EXERCISE
Quote all of the data that follows exactly as written, skipping the images.

PROVIDED DATA
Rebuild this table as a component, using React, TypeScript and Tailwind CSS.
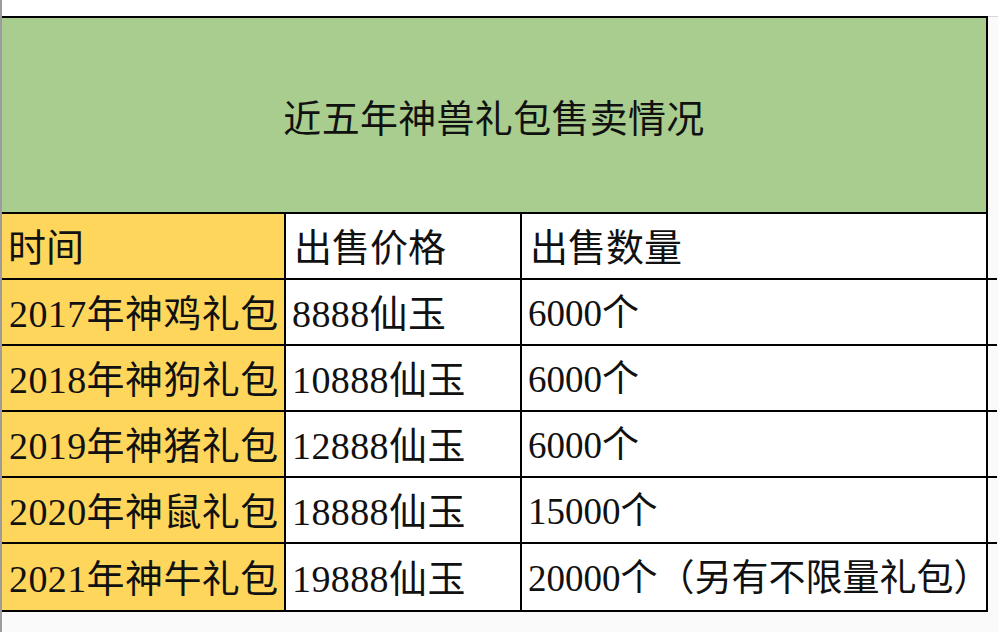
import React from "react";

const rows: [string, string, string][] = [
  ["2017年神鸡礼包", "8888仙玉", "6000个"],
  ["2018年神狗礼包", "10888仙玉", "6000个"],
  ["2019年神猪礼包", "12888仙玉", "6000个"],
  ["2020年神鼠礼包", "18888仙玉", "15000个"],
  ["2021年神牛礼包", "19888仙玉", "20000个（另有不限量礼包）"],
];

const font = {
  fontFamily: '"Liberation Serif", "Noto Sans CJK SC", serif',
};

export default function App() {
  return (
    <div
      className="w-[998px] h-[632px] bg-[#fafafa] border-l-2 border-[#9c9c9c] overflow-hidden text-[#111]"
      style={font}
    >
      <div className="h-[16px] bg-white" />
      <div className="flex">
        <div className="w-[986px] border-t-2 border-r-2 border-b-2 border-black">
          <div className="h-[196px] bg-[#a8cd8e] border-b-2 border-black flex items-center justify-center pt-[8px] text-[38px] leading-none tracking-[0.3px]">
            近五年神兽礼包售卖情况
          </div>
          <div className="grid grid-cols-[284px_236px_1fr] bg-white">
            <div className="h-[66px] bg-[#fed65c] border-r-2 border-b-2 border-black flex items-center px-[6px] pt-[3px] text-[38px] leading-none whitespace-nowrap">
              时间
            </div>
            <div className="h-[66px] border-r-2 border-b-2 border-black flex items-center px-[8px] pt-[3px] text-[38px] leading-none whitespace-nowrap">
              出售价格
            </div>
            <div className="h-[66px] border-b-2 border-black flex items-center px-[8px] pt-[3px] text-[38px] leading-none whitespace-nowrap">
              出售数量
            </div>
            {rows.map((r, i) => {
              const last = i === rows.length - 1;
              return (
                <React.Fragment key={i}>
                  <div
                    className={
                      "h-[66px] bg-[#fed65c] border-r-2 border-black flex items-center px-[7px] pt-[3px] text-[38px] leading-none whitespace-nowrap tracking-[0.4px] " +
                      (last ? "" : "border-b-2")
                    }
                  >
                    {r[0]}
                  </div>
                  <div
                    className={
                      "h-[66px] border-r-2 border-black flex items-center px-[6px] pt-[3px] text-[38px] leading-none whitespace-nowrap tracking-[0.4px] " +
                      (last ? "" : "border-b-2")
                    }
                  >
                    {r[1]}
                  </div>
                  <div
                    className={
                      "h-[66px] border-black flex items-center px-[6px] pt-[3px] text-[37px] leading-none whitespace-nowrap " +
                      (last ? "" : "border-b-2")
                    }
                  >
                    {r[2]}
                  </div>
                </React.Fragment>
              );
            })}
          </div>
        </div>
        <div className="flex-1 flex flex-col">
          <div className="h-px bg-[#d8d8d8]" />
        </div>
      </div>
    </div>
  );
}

RESPONSE TO THE EXERCISE
Rebuild this table as a component, using React, TypeScript and Tailwind CSS.
import React from "react";

const rows: [string, string, string][] = [
  ["2017年神鸡礼包", "8888仙玉", "6000个"],
  ["2018年神狗礼包", "10888仙玉", "6000个"],
  ["2019年神猪礼包", "12888仙玉", "6000个"],
  ["2020年神鼠礼包", "18888仙玉", "15000个"],
  ["2021年神牛礼包", "19888仙玉", "20000个（另有不限量礼包）"],
];

const font = {
  fontFamily: '"Liberation Serif", "Noto Sans CJK SC", serif',
};

export default function App() {
  return (
    <div
      className="w-[998px] h-[632px] bg-[#fafafa] border-l-2 border-[#9c9c9c] overflow-hidden text-[#111]"
      style={font}
    >
      <div className="h-[16px] bg-white" />
      <div className="flex">
        <div className="w-[986px] border-t-2 border-r-2 border-b-2 border-black">
          <div className="h-[196px] bg-[#a8cd8e] border-b-2 border-black flex items-center justify-center pt-[8px] text-[38px] leading-none tracking-[0.3px]">
            近五年神兽礼包售卖情况
          </div>
          <div className="grid grid-cols-[284px_236px_1fr] bg-white">
            <div className="h-[66px] bg-[#fed65c] border-r-2 border-b-2 border-black flex items-center px-[6px] pt-[3px] text-[38px] leading-none whitespace-nowrap">
              时间
            </div>
            <div className="h-[66px] border-r-2 border-b-2 border-black flex items-center px-[8px] pt-[3px] text-[38px] leading-none whitespace-nowrap">
              出售价格
            </div>
            <div className="h-[66px] border-b-2 border-black flex items-center px-[8px] pt-[3px] text-[38px] leading-none whitespace-nowrap">
              出售数量
            </div>
            {rows.map((r, i) => {
              const last = i === rows.length - 1;
              return (
                <React.Fragment key={i}>
                  <div
                    className={
                      "h-[66px] bg-[#fed65c] border-r-2 border-black flex items-center px-[7px] pt-[3px] text-[38px] leading-none whitespace-nowrap tracking-[0.4px] " +
                      (last ? "" : "border-b-2")
                    }
                  >
                    {r[0]}
                  </div>
                  <div
                    className={
                      "h-[66px] border-r-2 border-black flex items-center px-[6px] pt-[3px] text-[38px] leading-none whitespace-nowrap tracking-[0.4px] " +
                      (last ? "" : "border-b-2")
                    }
                  >
                    {r[1]}
                  </div>
                  <div
                    className={
                      "h-[66px] border-black flex items-center px-[6px] pt-[3px] text-[37px] leading-none whitespace-nowrap " +
                      (last ? "" : "border-b-2")
                    }
                  >
                    {r[2]}
                  </div>
                </React.Fragment>
              );
            })}
          </div>
        </div>
        <div className="flex-1 flex flex-col">
          <div className="h-px bg-[#d8d8d8]" />
        </div>
      </div>
    </div>
  );
}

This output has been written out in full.